Perception: This module provides an estimate of the current state of the world based on sensory input, essentially how the organism perceives its environment at a given moment.
World Model: This is the core of the system. This module predicts potential future states of the world based on imagined action sequences proposed by the actor module. It forms a kind of internal simulation or prediction of how different actions will affect future states and represents our understanding of how actions will impact the world around us.
Cost: This module calculates a single scalar output called “energy,” which represents the discomfort level of the agent. It includes two parts: the intrinsic cost, which computes the immediate energy of the current state (such as pain, pleasure, hunger, etc), and the critic, a trainable module that predicts future values of the intrinsic cost.
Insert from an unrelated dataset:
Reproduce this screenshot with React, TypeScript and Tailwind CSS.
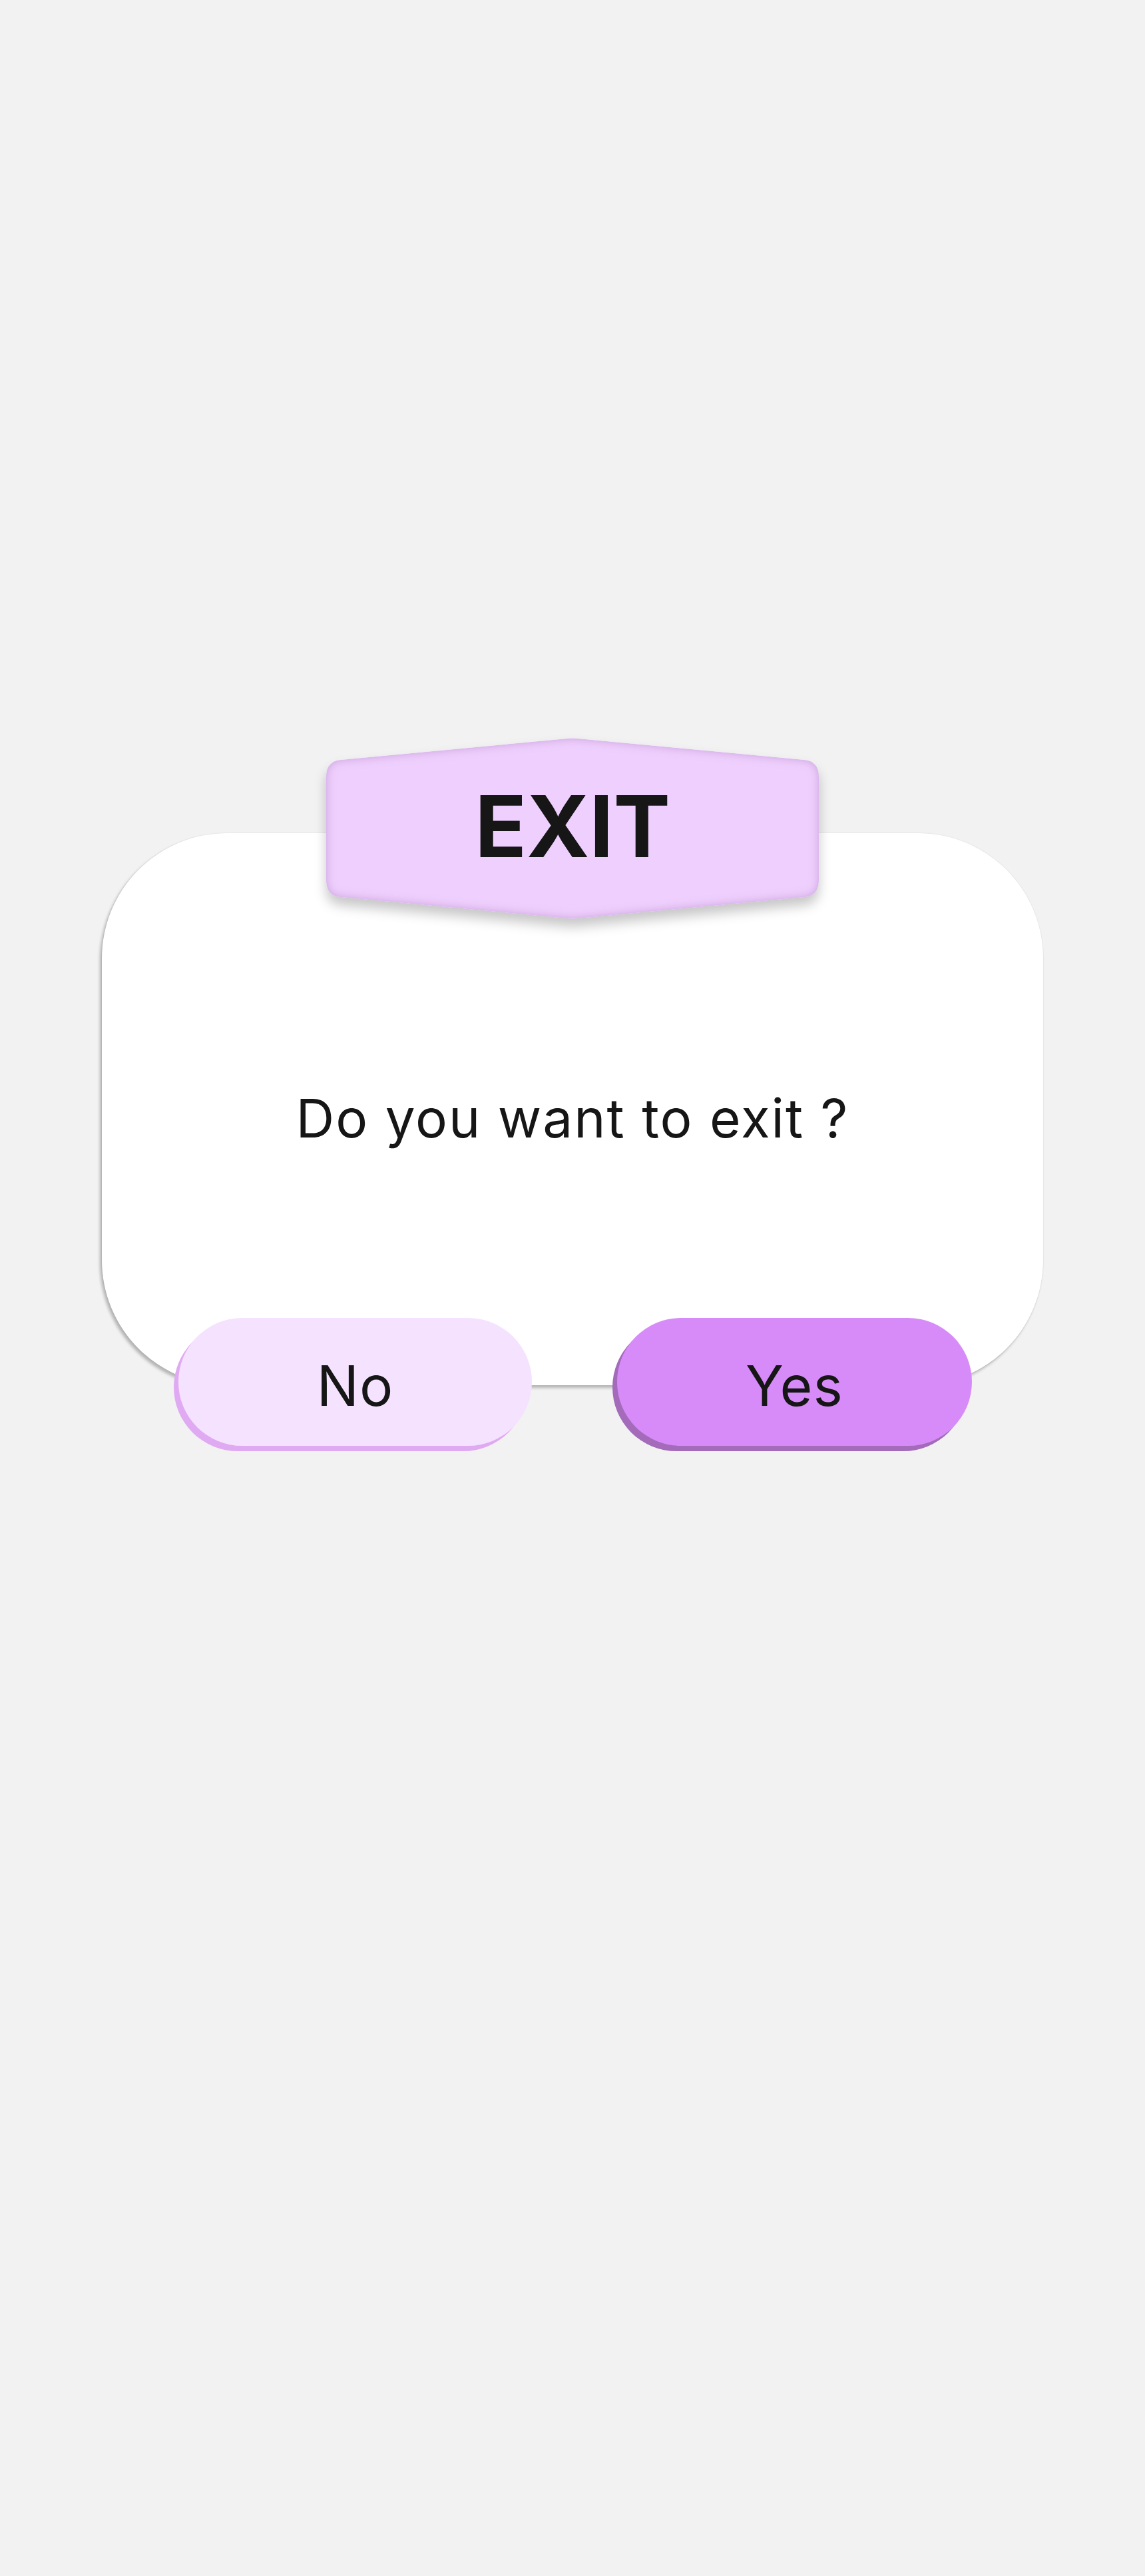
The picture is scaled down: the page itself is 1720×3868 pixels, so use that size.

This represents our evaluation of the current situation and its likely outcomes.
Short-term memory: This module keeps track of the current and predicted world states and associated intrinsic costs, allowing the system to recall recent information and helping us keep track of our current situation and what we expect to happen next.
Actor: The actor module proposes sequences of actions that might achieve our goals. The world model and the critic modules compute the possible outcomes of these proposed actions. The actor, our decision-making process, can then find an optimal action sequence, that minimizes the estimated future cost, and it will output the first action in that optimal sequence.

Predicting, Planning, and Learning New Tasks: With the foundational knowledge and flexibility of the single “world model engine”, humans and animals are capable of predicting the consequences of their actions, planning ahead, and learning new tasks quickly. This means not only reacting to the present but also anticipating and preparing for future scenarios, which is crucial for survival.